KEF Chairman Urges Cooperation on AI Labor Relations

Korea Enterprises Federation (KEF) Chairman Sohn Kyung-shik called for labor market reforms, worker reskilling programs, and cooperative labor-management relations to help businesses navigate the artificial intelligence era, addressing the ILO's 114th International Labour Conference in Geneva on June 10, 2026, Korea Herald reports. Sohn, who is also chair of CJ Group, represented the Korean business community before government, employer, and labor delegates from 187 ILO member states. He said AI "is expected to boost productivity and growth across industries" while raising "concerns about disruptions to existing jobs," per Korea Herald.
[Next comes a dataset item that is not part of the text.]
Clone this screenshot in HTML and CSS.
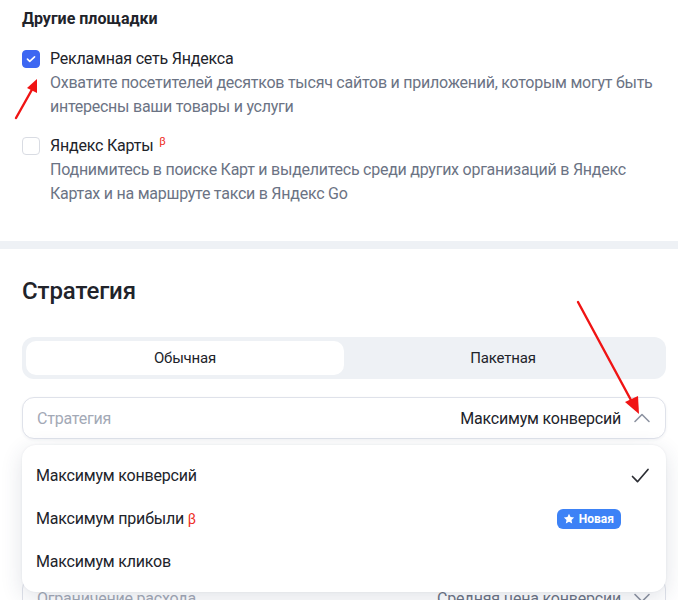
FILE: index.html
```html
<!DOCTYPE html>
<html lang="ru">
<head>
<meta charset="utf-8">
<title>Стратегия</title>
<link rel="stylesheet" href="styles.css">
</head>
<body>
<div class="page">
  <section class="placements">
    <h3 class="placements-title">Другие площадки</h3>
    <div class="option-list">
      <label class="option">
        <span class="checkbox checkbox-on">
          <svg viewBox="0 0 18 18" width="18" height="18"><path d="M5 9.2l2.6 2.5L13 6.6" fill="none" stroke="#fff" stroke-width="1.8" stroke-linecap="round" stroke-linejoin="round"/></svg>
        </span>
        <span class="option-body">
          <span class="option-name">Рекламная сеть Яндекса</span>
          <span class="option-desc">Охватите посетителей десятков тысяч сайтов и приложений, которым могут быть интересны ваши товары и услуги</span>
        </span>
      </label>
      <label class="option">
        <span class="checkbox"></span>
        <span class="option-body">
          <span class="option-name">Яндекс Карты <sup class="beta">β</sup></span>
          <span class="option-desc">Поднимитесь в поиске Карт и выделитесь среди других организаций в Яндекс Картах и на маршруте такси в Яндекс Go</span>
        </span>
      </label>
    </div>
  </section>

  <div class="band"></div>

  <section class="strategy">
    <h2 class="strategy-title">Стратегия</h2>
    <div class="segmented">
      <div class="segment segment-active">Обычная</div>
      <div class="segment">Пакетная</div>
    </div>

    <div class="fields">
      <div class="select-wrap">
        <div class="select select-open">
          <span class="select-label">Стратегия</span>
          <span class="select-value">Максимум конверсий</span>
          <svg class="chevron" viewBox="0 0 18 18" width="18" height="18"><path d="M2 12.5L9 5.5l7 7" fill="none" stroke="#8d93a1" stroke-width="1.6" stroke-linecap="round" stroke-linejoin="round"/></svg>
        </div>
        <ul class="menu">
          <li class="menu-item">
            <span>Максимум конверсий</span>
            <svg class="check" viewBox="0 0 20 20" width="20" height="20"><path d="M2.5 10.5l5 5.2L18 3.5" fill="none" stroke="#2b2d33" stroke-width="1.7" stroke-linecap="round" stroke-linejoin="round"/></svg>
          </li>
          <li class="menu-item">
            <span>Максимум прибыли <span class="beta-inline">β</span></span>
            <span class="badge">
              <svg viewBox="0 0 12 12" width="12" height="12"><path d="M6 .8l1.55 3.3 3.6.42-2.66 2.47.7 3.56L6 8.78 2.81 10.55l.7-3.56L.85 4.52l3.6-.42z" fill="#fff"/></svg>
              Новая
            </span>
          </li>
          <li class="menu-item">
            <span>Максимум кликов</span>
          </li>
        </ul>
      </div>
      <div class="select select-muted">
        <span class="select-label">Ограничение расхода</span>
        <span class="select-value">Средняя цена конверсии</span>
        <svg class="chevron" viewBox="0 0 18 18" width="18" height="18"><path d="M2 5.5l7 7 7-7" fill="none" stroke="#8d93a1" stroke-width="1.6" stroke-linecap="round" stroke-linejoin="round"/></svg>
      </div>
    </div>
  </section>

  <!-- annotation arrows drawn over the form -->
  <svg class="pointer pointer-left" viewBox="0 0 40 50" width="40" height="50">
    <path d="M6 46L24 14" stroke="#f01414" stroke-width="2.4" stroke-linecap="round"/>
    <path d="M27 7L17 16l10 5z" fill="#f01414"/>
  </svg>
  <svg class="pointer pointer-right" viewBox="0 0 80 120" width="80" height="120">
    <path d="M8 4L62 104" stroke="#f01414" stroke-width="2.4" stroke-linecap="round"/>
    <path d="M69 116L55 104l13-6z" fill="#f01414"/>
  </svg>
</div>
</body>
</html>
```

FILE: styles.css
```css
* {
  box-sizing: border-box;
}

html, body {
  margin: 0;
  padding: 0;
  background: #fff;
}

body {
  font-family: Roboto, "Noto Sans", "Liberation Sans", sans-serif;
  color: #21232a;
  letter-spacing: -0.2px;
  overflow: hidden;
}

.page {
  position: relative;
  width: 678px;
  height: 600px;
  overflow: hidden;
}

/* ---- other placements ---- */
.placements {
  padding: 9px 22px 35px;
}

.placements-title {
  margin: 0;
  font-size: 16px;
  line-height: 20px;
  font-weight: 700;
  letter-spacing: 0;
  color: #21232a;
}

.option-list {
  display: flex;
  flex-direction: column;
  gap: 14px;
  margin-top: 17px;
}

.option {
  display: flex;
  gap: 10px;
  align-items: flex-start;
}

.checkbox {
  flex: none;
  width: 18px;
  height: 18px;
  margin-top: 4px;
  border-radius: 4px;
  border: 1px solid #d9dce3;
  background: #fff;
  display: flex;
  align-items: center;
  justify-content: center;
}

.checkbox-on {
  background: #3d67f2;
  border-color: #3d67f2;
}

.checkbox-on svg {
  display: block;
}

.option-body {
  display: flex;
  flex-direction: column;
  padding-top: 1px;
}

.option-name {
  font-size: 16px;
  line-height: 24px;
  color: #21232a;
}

.option-desc {
  font-size: 16px;
  line-height: 24px;
  letter-spacing: -0.25px;
  color: #6b7384;
}

.beta {
  color: #ee2a22;
  font-size: 11px;
  vertical-align: 6px;
  line-height: 0;
  margin-left: 2px;
}

/* ---- grey divider ---- */
.band {
  height: 8px;
  background: #eef1f5;
}

/* ---- strategy ---- */
.strategy {
  padding: 28px 12px 0 22px;
}

.strategy-title {
  margin: 0 0 32px;
  font-size: 24px;
  line-height: 28px;
  font-weight: 500;
  letter-spacing: -0.1px;
  color: #21232a;
}

.segmented {
  display: grid;
  grid-template-columns: 1fr 1fr;
  padding: 4px;
  height: 42px;
  border-radius: 12px;
  background: #eef1f5;
}

.segment {
  display: flex;
  align-items: center;
  justify-content: center;
  border-radius: 10px;
  font-size: 15px;
  color: #21232a;
}

.segment-active {
  background: #fff;
}

.fields {
  display: flex;
  flex-direction: column;
  gap: 138px;
  margin-top: 18px;
}

.select-wrap {
  position: relative;
}

.select {
  display: flex;
  align-items: center;
  height: 42px;
  padding: 0 14px;
  border: 1px solid #dfe2ea;
  border-radius: 12px;
  font-size: 16px;
  background: #fff;
}

.select-open {
  box-shadow: 0 1px 3px rgba(40, 50, 80, 0.06);
}

.select-label {
  flex: 1;
  color: #a3a9b6;
}

.select-value {
  color: #21232a;
  margin-right: 12px;
}

.chevron {
  flex: none;
  display: block;
}

.select-muted {
  color: #a3a9b6;
}

.select-muted .select-value {
  color: #6b7384;
}

/* ---- dropdown ---- */
.menu {
  position: absolute;
  z-index: 2;
  left: 0;
  right: 0;
  top: 48px;
  margin: 0;
  padding: 9px 0 9px;
  list-style: none;
  background: #fff;
  border-radius: 14px;
  box-shadow: 0 6px 22px rgba(40, 55, 90, 0.14), 0 0 2px rgba(40, 55, 90, 0.08);
}

.menu-item {
  display: flex;
  align-items: center;
  justify-content: space-between;
  height: 43px;
  padding: 0 16px 0 14px;
  font-size: 16px;
  color: #21232a;
}

.check {
  display: block;
}

.beta-inline {
  color: #ee2a22;
  font-size: 14px;
}

.badge {
  display: inline-flex;
  align-items: center;
  gap: 4px;
  height: 20px;
  margin-right: 29px;
  padding: 0 7px 0 6px;
  border-radius: 6px;
  background: #3d82f6;
  color: #fff;
  font-size: 12px;
  font-weight: 700;
  letter-spacing: 0;
}

.badge svg {
  display: block;
}

/* ---- annotation arrows ---- */
.pointer {
  position: absolute;
  z-index: 5;
  pointer-events: none;
}

.pointer-left {
  left: 10px;
  top: 72px;
}

.pointer-right {
  left: 570px;
  top: 298px;
}
```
He specifically called on Korea to revise rigid labor regulations and urged the ILO to allow member countries flexibility in developing AI-era labor standards.
What happened
Korea Enterprises Federation (KEF) Chairman Sohn Kyung-shik addressed the ILO's 114th International Labour Conference in Geneva on June 10, 2026, on behalf of the Korean business community, per Korea Herald and Korea Times reporting. Delegates from governments, employers, and labor groups representing the ILO's 187 member states attended. Sohn is also chair of CJ Group.
Three priorities
Sohn outlined three priorities for navigating the AI transition, per Korea Herald. First, he called for governments to modernize labor regulations to create more innovation-friendly environments, saying "Outdated laws and institutions must be revised to fit a changing economic landscape." He cited Korea's specific challenges, including strong protections for regular workers and inflexible working-hour systems. Second, he called for greater vocational training, reskilling programs, and workforce-transition support to help workers and companies adapt to AI-driven changes. Third, he emphasized cooperative labor-management relations as a precondition for sustained corporate investment in innovation.
Quotes
"Rapid advances in AI are reshaping the economic and social structures that affect our daily lives. While AI is expected to boost productivity and growth across industries, it is also raising concerns about disruptions to existing jobs and ways of working," Sohn said, per Korea Herald. He also said: "Excessive demands for bonuses and compensation can undermine labor-management trust, weaken corporate competitiveness and widen wage disparities."
ILO flexibility
Sohn urged the ILO to account for differing economic and labor-market conditions of member countries when developing international labor standards, calling for policy flexibility that allows individual nations to pursue innovation and growth while addressing local circumstances, Korea Herald reports.
Bottom line
KEF's ILO appearance signals Korean employers' effort to shape international AI-era labor norms toward regulatory flexibility and cooperative frameworks rather than prescriptive mandates - a pattern consistent with similar positions taken by employer federations in other AI-adopting economies.
Scoring Rationale
A policy speech by a regional employer federation chairman at the ILO on AI-era labor relations is relevant for practitioners tracking governance and workforce policy but carries limited technical or market-moving impact. Score 4.4 places it in the minor range - notable for Korea/ILO watchers but narrow in global practitioner relevance.